**GOAL OF THE EXERCISE**:
Exclude the pictures and return every line exactly as written.

**INFORMATION SUPPLIED**:
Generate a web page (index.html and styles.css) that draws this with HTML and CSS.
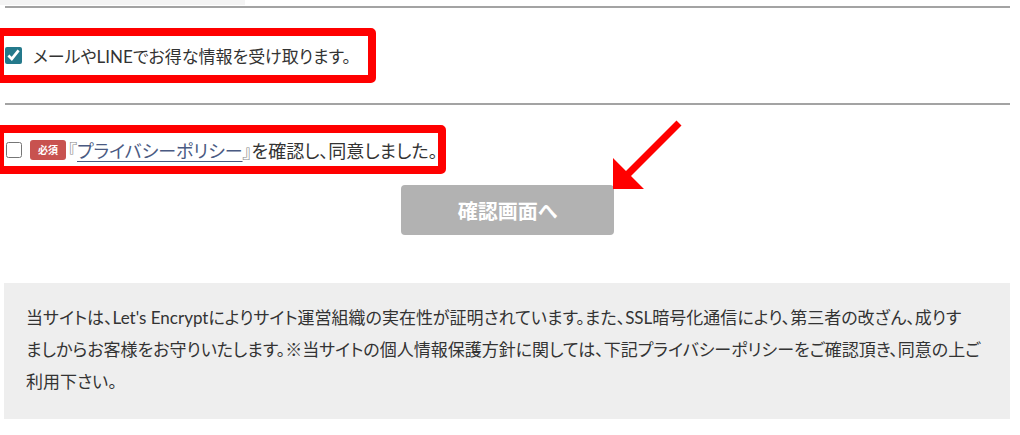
FILE: index.html
```html
<!DOCTYPE html>
<html lang="ja">
<head>
  <meta charset="UTF-8" />
  <meta name="viewport" content="width=device-width, initial-scale=1" />
  <title>お問い合わせ確認</title>
  <link rel="stylesheet" href="styles.css">
</head>
<body>
  <div class="page">
    <div class="top-strip"></div>
    <hr class="rule" />

    <div class="field">
      <label class="consent">
        <input type="checkbox" class="check" checked />
        <span>メールやLINEでお得な情報を受け取ります。</span>
      </label>
    </div>

    <hr class="rule" />

    <div class="field">
      <label class="consent consent-policy">
        <input type="checkbox" class="check check-off" />
        <span class="badge">必須</span>
        <span class="policy-text"><span class="bracket">『</span><a href="#" class="policy-link">プライバシーポリシー</a><span class="bracket">』</span>を確認し、同意しました。</span>
      </label>
    </div>

    <div class="actions">
      <button class="submit-btn" disabled>確認画面へ</button>
    </div>

    <!-- 注釈の矢印 -->
    <svg class="pointer" viewBox="605 115 85 80" width="85" height="80">
      <polygon fill="#f00" points="613,189 613,158 626,171 676.5,120.5 681.5,125.5 631,176 644,189" />
    </svg>

    <div class="notice">
      当サイトは、Let's Encryptによりサイト運営組織の実在性が証明されています。また、SSL暗号化通信により、第三者の改ざん、成りす<br>ましからお客様をお守りいたします。※当サイトの個人情報保護方針に関しては、下記プライバシーポリシーをご確認頂き、同意の上ご利用下さい。
    </div>
  </div>
</body>
</html>
```

FILE: styles.css
```css
*, *::before, *::after {
  box-sizing: border-box; margin: 0; padding: 0;
}
body {
  font-family: Lato, "Noto Sans CJK JP", sans-serif;
  background: #fff;
  color: #333;
  font-feature-settings: "palt";
}
.page {
  position: relative;
  width: 1020px;
  height: 435px;
  overflow: hidden;
}
.top-strip {
  width: 245px;
  height: 5px;
  background: #f4f4f4;
}
.rule {
  border: none;
  border-top: 2px solid #a3a3a3;
  margin: 1px 10px 0 5px;
}
.field {
  padding: 20px 0 19px;
}
.consent {
  display: inline-flex;
  align-items: center;
  margin-left: -4px;
  border: 8px solid #f00;
  border-radius: 5px;
  height: 55px;
  padding: 0 17px 0 1px;
  font-size: 17px;
  color: #333;
  gap: 11px;
  cursor: pointer;
}
.check {
  width: 17px;
  height: 17px;
  accent-color: #24798b;
  flex-shrink: 0;
}
.consent-policy {
  height: 49px;
  padding: 0 0 0 2px;
  gap: 8px;
  font-size: 18px;
}
.check-off {
  width: 16px;
  height: 16px;
}
.badge {
  display: inline-block;
  width: 36px;
  height: 20px;
  line-height: 20px;
  text-align: center;
  background: #c8524f;
  color: #fff;
  font-size: 10px;
  font-weight: 700;
  border-radius: 3px;
}
.policy-text {
  margin-left: -6px;
}
.bracket {
  color: #888;
}
.policy-link {
  color: #4a5a82;
  text-decoration: underline;
  text-underline-offset: 3px;
}
.actions {
  display: flex;
  justify-content: center;
  padding: 0 10px 0 5px;
  margin-top: -8px;
}
.submit-btn {
  width: 213px;
  height: 50px;
  background: #b2b2b2;
  color: #fff;
  border: none;
  border-radius: 4px;
  font-family: inherit;
  font-feature-settings: "palt";
  font-size: 20px;
  font-weight: 700;
}
.pointer {
  position: absolute;
  left: 605px;
  top: 115px;
}
.notice {
  margin: 48px 10px 0 4px;
  background: #eee;
  padding: 19px 20px 21px 22px;
  font-size: 17px;
  line-height: 32px;
  color: #333;
}
```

**WRITTEN SOLUTION**:
Generate a web page (index.html and styles.css) that draws this with HTML and CSS.
FILE: index.html
```html
<!DOCTYPE html>
<html lang="ja">
<head>
  <meta charset="UTF-8" />
  <meta name="viewport" content="width=device-width, initial-scale=1" />
  <title>お問い合わせ確認</title>
  <link rel="stylesheet" href="styles.css">
</head>
<body>
  <div class="page">
    <div class="top-strip"></div>
    <hr class="rule" />

    <div class="field">
      <label class="consent">
        <input type="checkbox" class="check" checked />
        <span>メールやLINEでお得な情報を受け取ります。</span>
      </label>
    </div>

    <hr class="rule" />

    <div class="field">
      <label class="consent consent-policy">
        <input type="checkbox" class="check check-off" />
        <span class="badge">必須</span>
        <span class="policy-text"><span class="bracket">『</span><a href="#" class="policy-link">プライバシーポリシー</a><span class="bracket">』</span>を確認し、同意しました。</span>
      </label>
    </div>

    <div class="actions">
      <button class="submit-btn" disabled>確認画面へ</button>
    </div>

    <!-- 注釈の矢印 -->
    <svg class="pointer" viewBox="605 115 85 80" width="85" height="80">
      <polygon fill="#f00" points="613,189 613,158 626,171 676.5,120.5 681.5,125.5 631,176 644,189" />
    </svg>

    <div class="notice">
      当サイトは、Let's Encryptによりサイト運営組織の実在性が証明されています。また、SSL暗号化通信により、第三者の改ざん、成りす<br>ましからお客様をお守りいたします。※当サイトの個人情報保護方針に関しては、下記プライバシーポリシーをご確認頂き、同意の上ご利用下さい。
    </div>
  </div>
</body>
</html>
```

FILE: styles.css
```css
*, *::before, *::after {
  box-sizing: border-box; margin: 0; padding: 0;
}
body {
  font-family: Lato, "Noto Sans CJK JP", sans-serif;
  background: #fff;
  color: #333;
  font-feature-settings: "palt";
}
.page {
  position: relative;
  width: 1020px;
  height: 435px;
  overflow: hidden;
}
.top-strip {
  width: 245px;
  height: 5px;
  background: #f4f4f4;
}
.rule {
  border: none;
  border-top: 2px solid #a3a3a3;
  margin: 1px 10px 0 5px;
}
.field {
  padding: 20px 0 19px;
}
.consent {
  display: inline-flex;
  align-items: center;
  margin-left: -4px;
  border: 8px solid #f00;
  border-radius: 5px;
  height: 55px;
  padding: 0 17px 0 1px;
  font-size: 17px;
  color: #333;
  gap: 11px;
  cursor: pointer;
}
.check {
  width: 17px;
  height: 17px;
  accent-color: #24798b;
  flex-shrink: 0;
}
.consent-policy {
  height: 49px;
  padding: 0 0 0 2px;
  gap: 8px;
  font-size: 18px;
}
.check-off {
  width: 16px;
  height: 16px;
}
.badge {
  display: inline-block;
  width: 36px;
  height: 20px;
  line-height: 20px;
  text-align: center;
  background: #c8524f;
  color: #fff;
  font-size: 10px;
  font-weight: 700;
  border-radius: 3px;
}
.policy-text {
  margin-left: -6px;
}
.bracket {
  color: #888;
}
.policy-link {
  color: #4a5a82;
  text-decoration: underline;
  text-underline-offset: 3px;
}
.actions {
  display: flex;
  justify-content: center;
  padding: 0 10px 0 5px;
  margin-top: -8px;
}
.submit-btn {
  width: 213px;
  height: 50px;
  background: #b2b2b2;
  color: #fff;
  border: none;
  border-radius: 4px;
  font-family: inherit;
  font-feature-settings: "palt";
  font-size: 20px;
  font-weight: 700;
}
.pointer {
  position: absolute;
  left: 605px;
  top: 115px;
}
.notice {
  margin: 48px 10px 0 4px;
  background: #eee;
  padding: 19px 20px 21px 22px;
  font-size: 17px;
  line-height: 32px;
  color: #333;
}
```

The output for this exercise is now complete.